Elders seek mandatory drugs lessons for minors

Some of the Lamu elders who held a meeting on Tuesday, January 1, 2019. /CHETI PRAXIDES
Some of the Lamu elders who held a meeting on Tuesday, January 1, 2019. /CHETI PRAXIDES

Lamu elders have proposed compulsory lessons against drugs in madrassa and Sunday schools to end the addiction.

The elders as well as women and youth leaders are concerned by rise of drug use among youths.

They spoke on Tuesday as they made New Year resolutions for the county at the Mwana Arafa Hotel Conference Hall.

Drug addiction has contributed to high crime rate in the area.

Lamu Youth leader Feiswal Miji said the fact that young children had limited knowledge on drugs had given peddlers an easy time to entrap them into the menace.

“Lamu still has a long way to go in the war on drugs. We need to go an extra mile and that’s why we are proposing that madrassas and Sunday school classes take up this initiative,” Miji said.

He said this will help curb the vice.

A recent police report listed Faza, Kizingitini, Mbwajumwali, Tchundwa, Pate and Myabogi villages in Lamu East as the worst affected by drugs in the county.

The most abused drugs are heroin and marijuana.

Elder Mohamed Mbwana said incorporating drug lessons in their teachings will provide the foundation for drug-free generations but added that the initiative called for concerted efforts and a genuine desire for change.

“It’s at that particular age that children are learning life skills backed by heavy religious foundations and we believe it’s the perfect stage to teach them about drugs such that they understand the repercussions of such a lifestyle early,” Mbwana said.

Maendeleo ya Wanawake Lamu chapter chairperson Fatma Salim lamented that many children grew up surrounded by alcoholics and drug users who could be their parents, guardians or older siblings.

She said such children needed a stable foundation and a clear understanding of what drugs are and their expected outcomes if used.

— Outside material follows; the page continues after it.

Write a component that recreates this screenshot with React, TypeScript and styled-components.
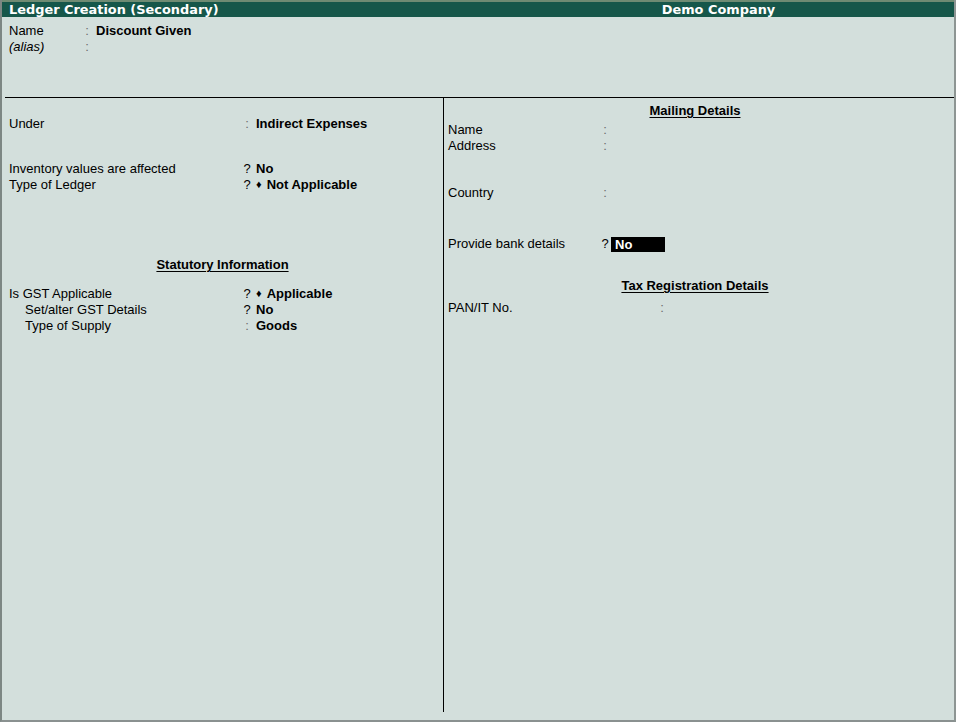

“We need to have measures that protect children who are exposed to drugs right from an early age in their own homes and surroundings.They deserve to know how to stay sober and safe,” Salim said.

Lamu County Commissioner Joseph Kanyiri last month announced that the county administration will start producing short films featuring all notorious drug peddlers and smugglers in the region as a way of exposing and shaming them.

He said the films will capture the true faces of those frustrating the war on drugs in Lamu on CDs which will then be circulated to the public cost-free.

The films will incorporate among other things, the real names of the drug barons, their faces, their known areas of business and dates when they were arrested by the police.